Des jambettes, du cinglage, des coups bas, un gardien qui se prend pour Ron Hextall, son vis-à-vis se faisant quant à lui "cross-checker" derrière son but pour ensuite recevoir un coup de bâton parfaitement vicieux, et totalement inutile, puisque la rondelle est immobilisée. Et encore du cinglage, et encore des bâtons élevés, et encore des doubles échecs…
S’agirait-il de la liste des meilleurs moments d’un remake de Slap Shot que l’on serait presque rassuré. Mais tout cela ne relève pas de la fiction. C’est pure réalité. Dure comme la glace, tranchante comme la lame d’un patin.
S’agirait-il de hockey semi-pro qu’on ne ferait que sourciller. Mais tout cela est plutôt le fruit d’une rencontre entre amateurs. Du monde avec des jobs, comme vous et moi.
S’agirait-il, encore, d’une partie en séries éliminatoires qu’on dirait des joueurs qu’ils sont agressifs, combatifs. Mais tout cela se déroule au cours d’un entraînement amical, ces actes d’une extrême bassesse étant principalement l’œuvre d’une seule des deux équipes.
Je dis principalement, parce qu’à force de se faire taper dessus, on se tanne, et on réplique. Sauf qu’on se garde tout de même une légère retenue. Car ceux qui déclenchent la bagarre intimident. Non pas par leur stature, mais par leur statut, par leur job. Ceux qui cognent ne sont pas des citoyens lambda.
En dehors de la patinoire, ils sont flics. Sur la glace, ils font partie de l’équipe de seconde division de la Police de Québec.
C’est à leur demande que quelques joueurs d’une ligue d’amateurs ont accepté de bien vouloir s’entraîner avec eux, et cela, en prévision des prochains Jeux mondiaux des policiers et pompiers qui, comme vous le savez sans doute, se tiendront à Québec dès la semaine prochaine.
Il s’agit là d’une courtoisie, d’un service rendu, doit-on préciser. L’équipe de policiers manquait de temps de glace et de pratique, on a donc bien voulu accommoder ces gens.
"En finale, dans les pires tournois où le monde joue cochon, c’est moins pire que ça. C’est moins sauvage", raconte l’un des "civils", un peu amoché, mais surtout indigné du traitement qu’on a réservé à sa gang.

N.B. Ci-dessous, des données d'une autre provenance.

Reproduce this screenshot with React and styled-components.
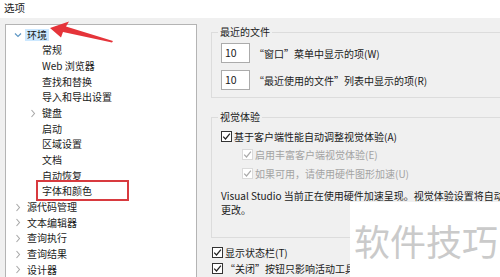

"Nous avons joué contre la Police de Lévis la semaine suivante, et bien qu’ils aient une équipe un peu moins forte, ce sont des gens polis et courtois… Je ne peux pas en dire autant de ceux de Québec… Le calibre de jeu est supérieur, mais ils n’ont aucune discipline. Leur jeu de passes est inexistant devant le but. Dans l’enclave, tout ce qu’ils veulent, c’est la mettre dedans", analyse un autre joueur, qui affirme quant à lui avoir été violemment frappé.
Mais peut-être vous demandez-vous pourquoi je vous raconte cette histoire?
Parce qu’elle m’est tombée dans les mains au moment le plus étrange. Je m’apprêtais à chroniquer sur les préjugés concernant la police, surtout les miens. J’allais vous servir les plus grossières jokes de flics, imaginant des épreuves proprement loufoques pour ces jeux mondiaux, comme le tir à la cible de couleur en mouvement, tiens. Des histoires grosses comme ça, des trucs abominables que les policiers se seraient empressés de rejeter du revers de la main. Haine du flic, se seraient-ils défendus. Préjugés ridicules, auraient-ils ajouté. Et ils auraient eu, dans un cas comme dans l’autre, un tout petit peu raison.
Mais voilà, cette histoire, c’est pas des jokes. Elle est bien réelle. Froide comme la glace, tranchante comme la lame d’un patin.
Une réalité qui fait bien plus mal que tous les préjugés qu’elle vient cependant alimenter.
Tous les policiers vous le diront, ils sont comme les médecins en quelque sorte, donc toujours en devoir. Constamment appelés à intervenir, même en civil, si un crime est commis sous leurs yeux ou si un citoyen en détresse réclame leur aide. C’est plus qu’un job, c’est un sacerdoce, un serment.
Alors que fait-on de la civilité, de la politesse, du savoir-vivre et du fair-play? Toujours en devoir, donc toujours courtois, toujours conscient de l’image que l’on projette, toujours en représentation, oui ou non?
Ah, en passant, pour ceux que ça intéresserait. Les flics ont perdu la partie. Sur un lancer de punition.
J’ai donc une seule question à poser aux joueurs de cette équipe.
Coudonc les boys, vous êtes juste nonos ou vous faites exprès?